Omit all images. Write out the rest of the material exactly.

* [DATASET EXTRACT]

++++

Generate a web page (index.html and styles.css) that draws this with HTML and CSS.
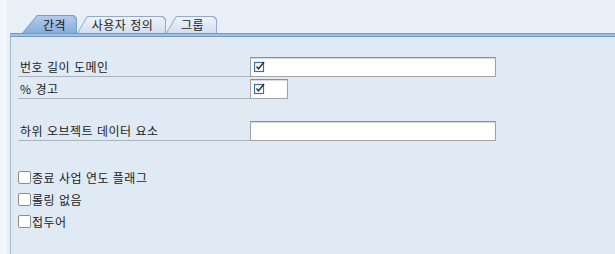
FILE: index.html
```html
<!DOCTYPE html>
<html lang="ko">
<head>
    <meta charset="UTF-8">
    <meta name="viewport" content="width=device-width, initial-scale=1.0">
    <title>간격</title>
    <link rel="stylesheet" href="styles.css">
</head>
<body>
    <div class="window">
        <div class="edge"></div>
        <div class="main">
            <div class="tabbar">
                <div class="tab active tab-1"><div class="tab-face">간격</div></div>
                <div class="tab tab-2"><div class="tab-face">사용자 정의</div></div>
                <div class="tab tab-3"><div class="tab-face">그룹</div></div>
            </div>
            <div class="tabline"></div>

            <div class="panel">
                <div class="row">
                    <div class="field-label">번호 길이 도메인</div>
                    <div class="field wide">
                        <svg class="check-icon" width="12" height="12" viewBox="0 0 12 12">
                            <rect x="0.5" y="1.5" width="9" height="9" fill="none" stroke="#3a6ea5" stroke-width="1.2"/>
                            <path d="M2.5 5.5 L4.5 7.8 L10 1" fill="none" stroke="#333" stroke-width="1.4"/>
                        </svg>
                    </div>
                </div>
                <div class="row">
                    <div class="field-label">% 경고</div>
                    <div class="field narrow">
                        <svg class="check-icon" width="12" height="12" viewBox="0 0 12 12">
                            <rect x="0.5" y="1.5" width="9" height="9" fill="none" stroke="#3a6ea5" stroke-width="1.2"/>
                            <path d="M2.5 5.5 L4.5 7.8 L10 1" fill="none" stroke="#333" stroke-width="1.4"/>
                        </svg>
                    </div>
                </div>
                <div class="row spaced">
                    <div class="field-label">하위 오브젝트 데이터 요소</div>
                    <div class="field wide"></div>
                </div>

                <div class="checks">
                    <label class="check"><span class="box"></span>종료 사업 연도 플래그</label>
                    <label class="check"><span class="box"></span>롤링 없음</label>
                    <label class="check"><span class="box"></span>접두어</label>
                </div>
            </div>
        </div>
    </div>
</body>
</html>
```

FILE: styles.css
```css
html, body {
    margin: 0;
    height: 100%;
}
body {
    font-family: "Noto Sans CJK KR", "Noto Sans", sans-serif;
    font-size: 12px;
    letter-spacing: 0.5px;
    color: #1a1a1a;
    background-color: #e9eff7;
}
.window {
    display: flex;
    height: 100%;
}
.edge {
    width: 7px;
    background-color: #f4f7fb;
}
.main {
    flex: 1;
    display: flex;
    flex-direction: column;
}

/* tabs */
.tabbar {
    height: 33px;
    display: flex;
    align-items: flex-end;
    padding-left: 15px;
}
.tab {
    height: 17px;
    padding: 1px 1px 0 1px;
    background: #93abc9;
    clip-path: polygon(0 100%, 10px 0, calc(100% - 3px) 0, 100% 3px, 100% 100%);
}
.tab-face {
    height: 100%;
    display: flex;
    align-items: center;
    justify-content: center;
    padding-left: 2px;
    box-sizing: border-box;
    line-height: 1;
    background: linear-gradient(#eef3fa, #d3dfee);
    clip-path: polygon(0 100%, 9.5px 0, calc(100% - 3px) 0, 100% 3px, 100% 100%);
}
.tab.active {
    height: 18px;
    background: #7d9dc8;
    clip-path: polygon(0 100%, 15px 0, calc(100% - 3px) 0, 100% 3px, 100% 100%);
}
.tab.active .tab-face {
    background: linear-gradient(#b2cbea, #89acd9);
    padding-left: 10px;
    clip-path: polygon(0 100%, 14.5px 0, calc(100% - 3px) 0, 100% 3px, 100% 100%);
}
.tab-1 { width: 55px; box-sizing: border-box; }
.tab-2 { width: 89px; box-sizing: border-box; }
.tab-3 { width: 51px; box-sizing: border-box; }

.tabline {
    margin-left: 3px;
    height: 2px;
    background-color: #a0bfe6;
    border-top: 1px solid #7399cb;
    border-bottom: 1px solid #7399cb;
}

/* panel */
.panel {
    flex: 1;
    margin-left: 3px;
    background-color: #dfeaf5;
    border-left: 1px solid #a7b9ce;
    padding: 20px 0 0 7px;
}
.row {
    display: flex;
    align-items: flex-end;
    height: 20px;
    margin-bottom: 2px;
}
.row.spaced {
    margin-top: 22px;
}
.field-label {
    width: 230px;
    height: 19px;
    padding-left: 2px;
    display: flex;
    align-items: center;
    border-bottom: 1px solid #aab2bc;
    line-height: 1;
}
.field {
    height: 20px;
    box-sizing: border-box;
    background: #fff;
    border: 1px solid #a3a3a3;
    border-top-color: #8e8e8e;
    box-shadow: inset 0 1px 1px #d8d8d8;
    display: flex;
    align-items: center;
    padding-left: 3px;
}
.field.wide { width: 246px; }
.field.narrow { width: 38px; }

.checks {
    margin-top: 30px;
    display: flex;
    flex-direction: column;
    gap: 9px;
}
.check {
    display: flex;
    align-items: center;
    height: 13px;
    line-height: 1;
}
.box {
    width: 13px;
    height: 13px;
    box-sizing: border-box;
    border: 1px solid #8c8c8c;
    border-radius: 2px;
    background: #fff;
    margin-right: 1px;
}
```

++++

* [WRITTEN RESPONSE]
Generate a web page (index.html and styles.css) that draws this with HTML and CSS.
FILE: index.html
```html
<!DOCTYPE html>
<html lang="ko">
<head>
    <meta charset="UTF-8">
    <meta name="viewport" content="width=device-width, initial-scale=1.0">
    <title>간격</title>
    <link rel="stylesheet" href="styles.css">
</head>
<body>
    <div class="window">
        <div class="edge"></div>
        <div class="main">
            <div class="tabbar">
                <div class="tab active tab-1"><div class="tab-face">간격</div></div>
                <div class="tab tab-2"><div class="tab-face">사용자 정의</div></div>
                <div class="tab tab-3"><div class="tab-face">그룹</div></div>
            </div>
            <div class="tabline"></div>

            <div class="panel">
                <div class="row">
                    <div class="field-label">번호 길이 도메인</div>
                    <div class="field wide">
                        <svg class="check-icon" width="12" height="12" viewBox="0 0 12 12">
                            <rect x="0.5" y="1.5" width="9" height="9" fill="none" stroke="#3a6ea5" stroke-width="1.2"/>
                            <path d="M2.5 5.5 L4.5 7.8 L10 1" fill="none" stroke="#333" stroke-width="1.4"/>
                        </svg>
                    </div>
                </div>
                <div class="row">
                    <div class="field-label">% 경고</div>
                    <div class="field narrow">
                        <svg class="check-icon" width="12" height="12" viewBox="0 0 12 12">
                            <rect x="0.5" y="1.5" width="9" height="9" fill="none" stroke="#3a6ea5" stroke-width="1.2"/>
                            <path d="M2.5 5.5 L4.5 7.8 L10 1" fill="none" stroke="#333" stroke-width="1.4"/>
                        </svg>
                    </div>
                </div>
                <div class="row spaced">
                    <div class="field-label">하위 오브젝트 데이터 요소</div>
                    <div class="field wide"></div>
                </div>

                <div class="checks">
                    <label class="check"><span class="box"></span>종료 사업 연도 플래그</label>
                    <label class="check"><span class="box"></span>롤링 없음</label>
                    <label class="check"><span class="box"></span>접두어</label>
                </div>
            </div>
        </div>
    </div>
</body>
</html>
```

FILE: styles.css
```css
html, body {
    margin: 0;
    height: 100%;
}
body {
    font-family: "Noto Sans CJK KR", "Noto Sans", sans-serif;
    font-size: 12px;
    letter-spacing: 0.5px;
    color: #1a1a1a;
    background-color: #e9eff7;
}
.window {
    display: flex;
    height: 100%;
}
.edge {
    width: 7px;
    background-color: #f4f7fb;
}
.main {
    flex: 1;
    display: flex;
    flex-direction: column;
}

/* tabs */
.tabbar {
    height: 33px;
    display: flex;
    align-items: flex-end;
    padding-left: 15px;
}
.tab {
    height: 17px;
    padding: 1px 1px 0 1px;
    background: #93abc9;
    clip-path: polygon(0 100%, 10px 0, calc(100% - 3px) 0, 100% 3px, 100% 100%);
}
.tab-face {
    height: 100%;
    display: flex;
    align-items: center;
    justify-content: center;
    padding-left: 2px;
    box-sizing: border-box;
    line-height: 1;
    background: linear-gradient(#eef3fa, #d3dfee);
    clip-path: polygon(0 100%, 9.5px 0, calc(100% - 3px) 0, 100% 3px, 100% 100%);
}
.tab.active {
    height: 18px;
    background: #7d9dc8;
    clip-path: polygon(0 100%, 15px 0, calc(100% - 3px) 0, 100% 3px, 100% 100%);
}
.tab.active .tab-face {
    background: linear-gradient(#b2cbea, #89acd9);
    padding-left: 10px;
    clip-path: polygon(0 100%, 14.5px 0, calc(100% - 3px) 0, 100% 3px, 100% 100%);
}
.tab-1 { width: 55px; box-sizing: border-box; }
.tab-2 { width: 89px; box-sizing: border-box; }
.tab-3 { width: 51px; box-sizing: border-box; }

.tabline {
    margin-left: 3px;
    height: 2px;
    background-color: #a0bfe6;
    border-top: 1px solid #7399cb;
    border-bottom: 1px solid #7399cb;
}

/* panel */
.panel {
    flex: 1;
    margin-left: 3px;
    background-color: #dfeaf5;
    border-left: 1px solid #a7b9ce;
    padding: 20px 0 0 7px;
}
.row {
    display: flex;
    align-items: flex-end;
    height: 20px;
    margin-bottom: 2px;
}
.row.spaced {
    margin-top: 22px;
}
.field-label {
    width: 230px;
    height: 19px;
    padding-left: 2px;
    display: flex;
    align-items: center;
    border-bottom: 1px solid #aab2bc;
    line-height: 1;
}
.field {
    height: 20px;
    box-sizing: border-box;
    background: #fff;
    border: 1px solid #a3a3a3;
    border-top-color: #8e8e8e;
    box-shadow: inset 0 1px 1px #d8d8d8;
    display: flex;
    align-items: center;
    padding-left: 3px;
}
.field.wide { width: 246px; }
.field.narrow { width: 38px; }

.checks {
    margin-top: 30px;
    display: flex;
    flex-direction: column;
    gap: 9px;
}
.check {
    display: flex;
    align-items: center;
    height: 13px;
    line-height: 1;
}
.box {
    width: 13px;
    height: 13px;
    box-sizing: border-box;
    border: 1px solid #8c8c8c;
    border-radius: 2px;
    background: #fff;
    margin-right: 1px;
}
```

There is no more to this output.